«È l’arma dei cavalieri Jedi. Non goffa o erratica come un fulminatore… è elegante invece, per tempi più civilizzati». Con queste parole Obi-Wan Kenobi illustrava al giovane Luke Skywalker la spada laser, impossibile oggetto dei desideri della nostra infanzia e non solo. Davvero impossibile? Forse no. E quale – fra tutti i “tempi civilizzati” – sarebbe più confacente a vederne la realizzazione se non questo nostro 2015, Anno internazionale della luce? Ebbene, se per stringere l’arma Jedi toccherà purtroppo attendere ancora a lungo, qualche significativo progresso in effetti è stato compiuto. Uscirà infatti proprio questo mese, su Physical Review Letters, uno studio che dimostra come sia possibile far interagire due fotoni quasi fossero gli atomi d’una molecola biatomica. Così da creare una sorta di molecola di luce. Primo, importante, passo verso la produzione d’oggetti composti da nient’altro che fotoni.
A dire il vero, già due anni fa Ofer Firstenberg e i suoi “collaboratori Jedi” di Harvard avevano mostrato, sulle pagine di Nature, che è possibile, rallentando la luce fino a un centinaio di metri al secondo, trasformare i fotoni in polaritoni. Così da manipolarli come se fossero mattoncini di materia. E l’anno successivo, grazie a una clessidra d’atomi di rubidio, dai laboratori del MIT già uscivano le prime “molecole di luce”: due fotoni in interazione talmente forte fra loro da poter essere considerati una coppia.
Ora è stato compiuto il passo successivo. Guidati questa volta da Alexey Gorshkov e Mohammad Maghrebi del NIST, il National Institute of Standards and Technology, i ricercatori sono riusciti a dimostrare come, variando alcuni dei parametri che governano il processo che li tiene in interazione l’uno con l’altro, la funzione d’onda che ne risulta sia analoga a quella d’una molecola biatomica con i due polaritoni separati da una lunghezza di legame finita.

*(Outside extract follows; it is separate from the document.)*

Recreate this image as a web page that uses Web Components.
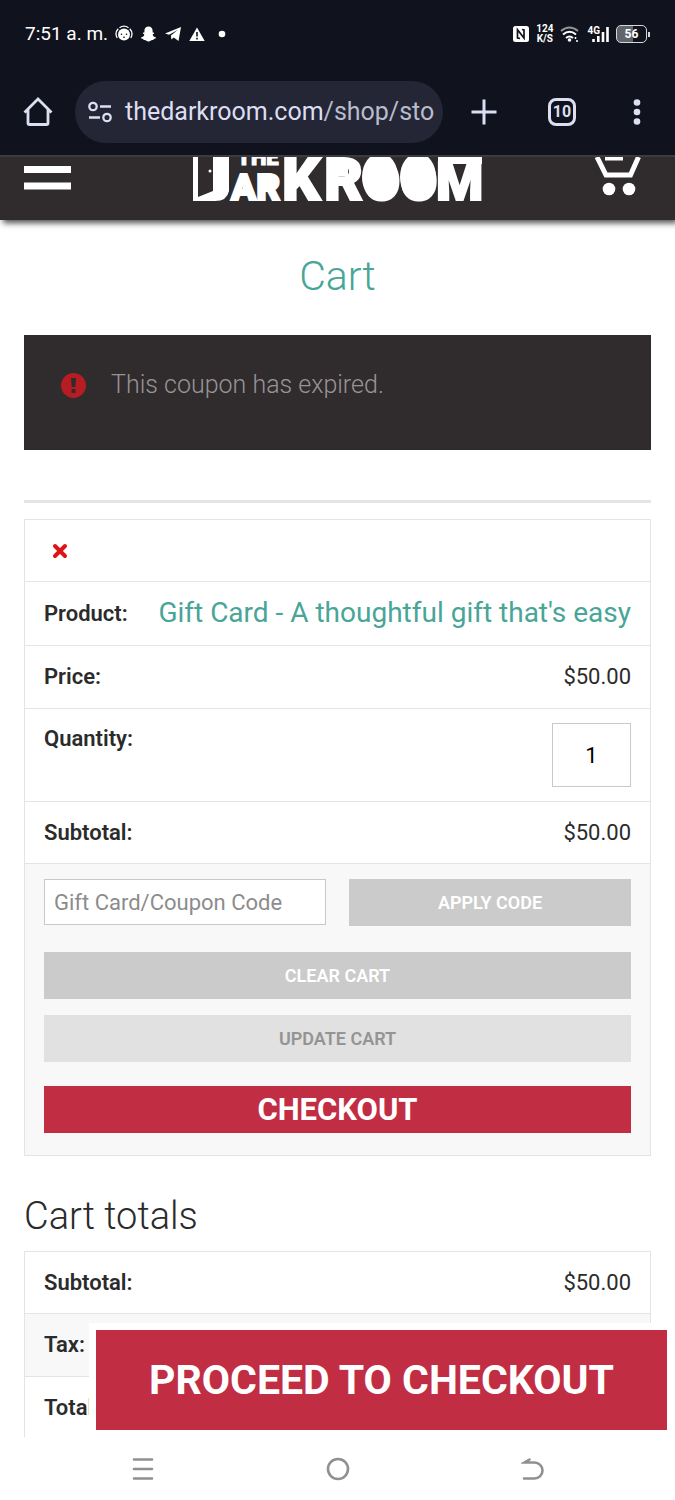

In altre parole, i fotoni d’ogni coppia possono viaggiare a braccetto tenendosi a una distanza specifica l’uno dall’altro.
«Stiamo imparando come costruire stati di luce complessi. Stati che, a loro volta, potranno essere assemblati in oggetti ancora più complessi. E mai prima d’ora si era riusciti a mostrare come legare fra loro due fotoni mantenendoli a una distanza finita», spiega Gorshkov, illustrando poi i potenziali campi d’applicazione di questi impalpabili oggetti del futuro prossimo: «Sono tante le tecnologie moderne che si basano sulla luce, da quelle per la comunicazione all’imaging ad alta definizione. Molte di loro potrebbero essere notevolmente migliorate se potessimo progettare le interazioni tra i fotoni».
Spade laser a parte, le possibilità d’utilizzo di molecole di luce formate da due – o meglio ancora tre o più – fotoni in effetti sono numerose. Anzitutto nei computer, con circuiti e processori di luce al posto di quelli attuali al silicio. E sarebbe un notevole passo avanti non solo in termini di velocità ma, soprattutto, di consumi. Oggi, dopo aver percorso migliaia di km alla velocità della luce all’interno delle fibre ottiche, una volta giunti a destinazione i messaggi di fotoni devono comunque essere trasformati in messaggi d’elettroni, se vogliamo poterli aprire e leggere. Un passaggio che comporta un notevole speco d’energia, che potrà essere evitato quando i computer saranno in grado di compiere le loro operazioni direttamente con bit di luce. Ma un campo d’applicazione ancora più immediato, seppur di nicchia, è quello dei calibratori per sensori di luce. Governare i fotoni come stanno imparando a fare al NIST consentirà infatti di creare “candele standard” formate da un numero di particelle di luce ben definito, preciso fino al singolo fotone.
«È un modo inedito ed entusiasmante per studiare i fotoni, questo» conclude Gorshkov. «Non hanno massa e volano alla velocità della luce. Rallentandoli e combinandoli l’un l’altro potremo scoprire su di essi cose che ancora non conosciamo».